El
punto.
El punto era uno de los
juegos más queridos y concurridos por nosotros, y, aunque cualquier pared era
buena para practicarlo, los frontones que utilizábamos eran: la fachada lateral
de la Parroquia de Santa Cruz -aquí pasamos media vida-, la pared donde guardaba
Pedrito “el alpargatero” los artículos de cestería y alpargatería, en la calle
Garrán, el refectorio de Santa María La Real y el “Trinquete de la Juana”. Este
juego no tenía época determinada, por lo que casi todos los días del año -jamás
jugamos a él domingos y festivos- los frontones citados eran un auténtico
hervidero de chiquillería gritando y jurando en arameo cuando hacían mala,
culpando de ello a algún compañero: “que si me has estorbado”; “que si no me
has dejado verla”; “que si era tuya y no le has dado”… Todo menos reconocer que
habías hecho mala por torpe, inexperto o porque quienes jugaban contigo lo
hacían mejor que tú. ¡Jamás lo reconocimos ninguno! El juego consistía en jugar
a la pelota e ir eliminando de uno en uno -a veces lo hacían de dos en dos-a
todos los que jugaban contigo hasta no quedar ninguno, y entonces te hacías un
punto. Si en el siguiente juego repetías la hazaña, te hacías otro punto, y así
sucesivamente. Si por el contrario hacías mala teniendo puntos, ibas restándote
comas hasta quedarte sin ninguno. O sea, punto y coma, punto, coma y… ¡a hacer
puñetas, abusón! Se jugaba con pelotas de forro. Algunas veces lo hacíamos con
aquellas de goma verde que venían en las cajas de zapatos “Gorila”, que
comprábamos donde Pedrito “el alpargatero”, y, para que nos durasen más, las
embadurnábamos con sebo de la carnicería del señor “Paco el Negro”. El rey de
este juego en las tres primeras canchas era Daniel el “pelotari”, que no nos
dejaba hacernos un punto ni harto de “sanitex”. En el “Trinquete de la Juana”,
a pesar de jugar con nosotros chicos de mucha más edad, Daniel seguía siendo el
rey, y protagonizó los desafíos más inverosímiles que existir hayan podido.

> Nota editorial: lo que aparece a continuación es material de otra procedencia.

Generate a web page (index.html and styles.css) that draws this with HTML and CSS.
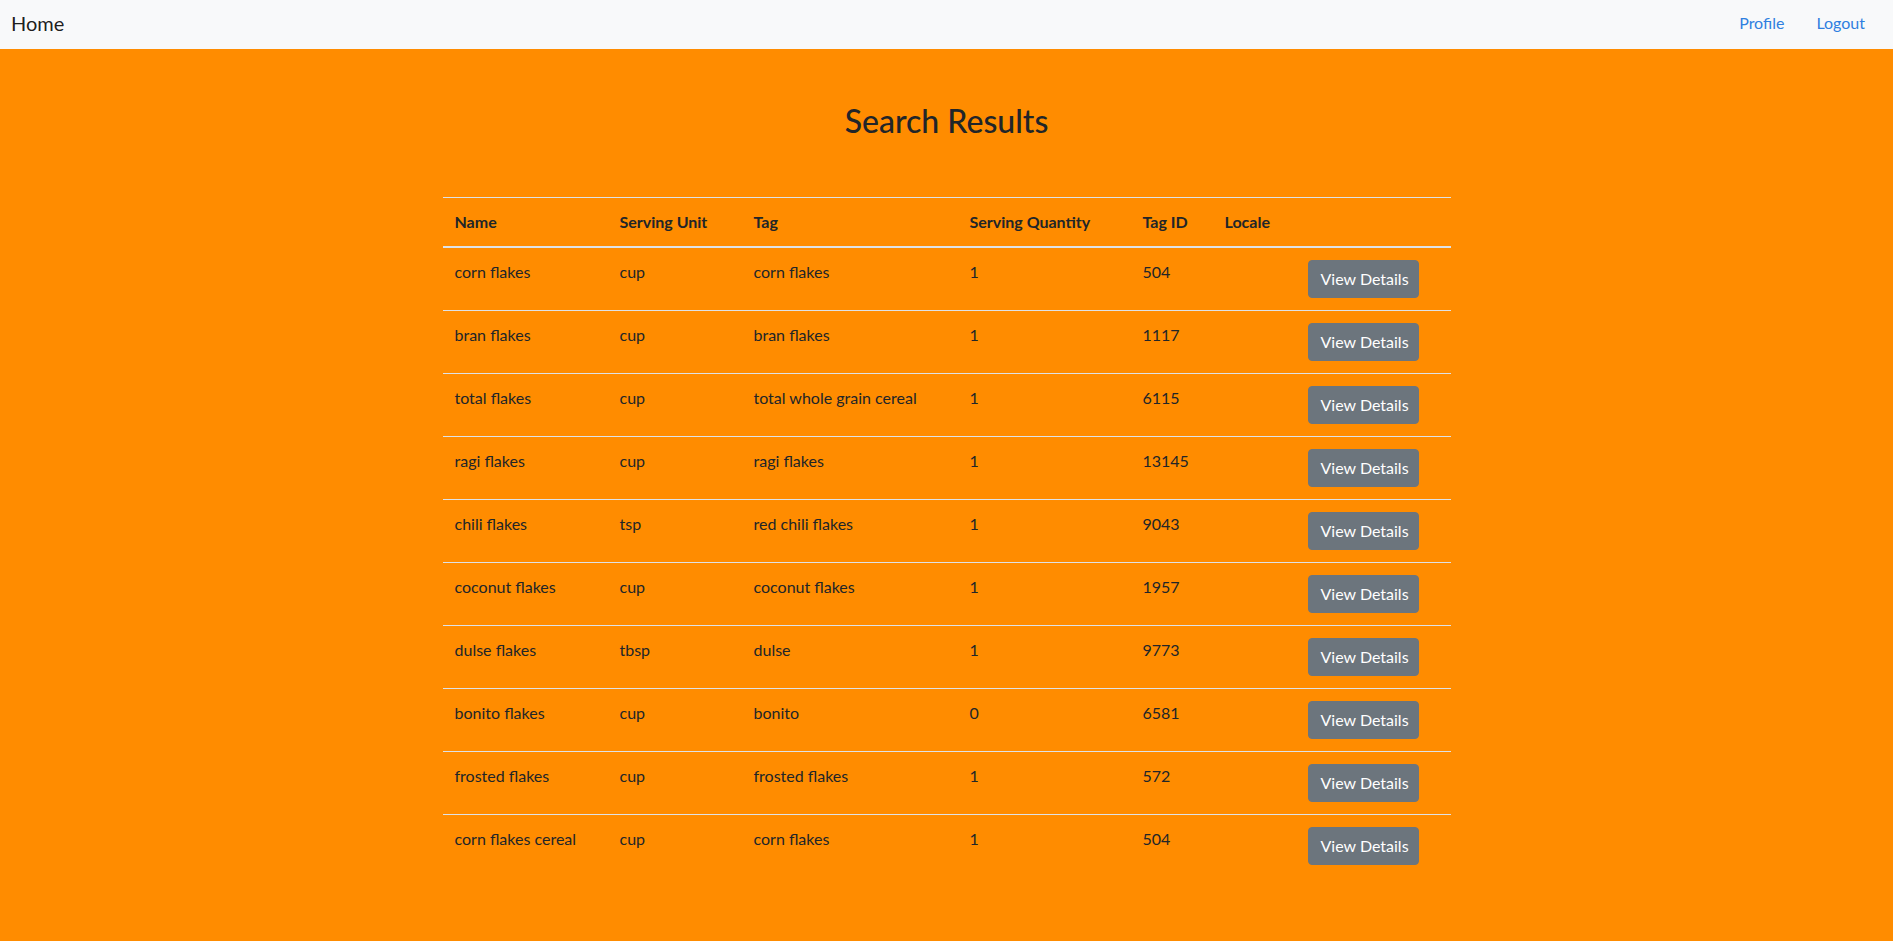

Jugó partidos de pelota atado a otro compañero; a la pata coja; debajo pata;
con un brazo atado a una pierna; con la derecha en el lado izquierdo; con la
izquierda en el lado derecho: contra tres o cuatro de nosotros a la vez…. Y de
todas las formas nos ganaba. ¡Era un gitanazo! Partido que montaba, partido que
tenía ganado de antemano. En ese bendito lugar nos divertimos muchísimo
jugando, además de al punto y partidos de pelota a doce, dieciséis y veintidós
tantos, a hacer malabarismos subiéndonos por el escalón de las fachadas lateral
y frontal, en busca de las pelotas caladas en el alambre de gallinero que
tenían en lo alto. A adivinar a qué se parecían los eternos desconchados del
revoque del frontis -parecía el mapamundi-. A charquear cuando llovía -se
inundaba todo el frontón-. A maquinar cómo jugar partidos de pelota sin pagarle
a la señora Juana “las cuerdas”. A disputarnos a la madre tirolesa, al padre
bantú o al hijo esquimal… ¡Jugamos a tantas cosas! Puesto que se han citado
partidos de pelota, “cuerdas” y demás, es necesario aclarar antes de terminar,
que “El Trinquete de la Juana” fue durante muchos años el único frontón donde
se jugaban todos los partidos de pelota, tanto los de profesionales como los de
aficionados, y la señora Juana la responsable de su cuidado. De ahí lo del
“Trinquete de la Juana”. Esta buena mujer, que Dios tenga en la gloria,
vigilaba el frontón sentadita en una pequeña silla de anea, que colocaba al
final de la pared del Gran Casino, tocada de una toquilla gris y un delantal
negro con grandes bolsillos, donde cuidadosamente guardaba las pelotas que,
tras pagarle “las cuerdas” -nunca supimos qué coño era eso de “las cuerdas”-,
nos dejaba para jugar los partidos, sin que ninguno de nosotros, por muy hábil
que fuera -¡y cuidado que lo éramos!-, la pudiera engañar nunca.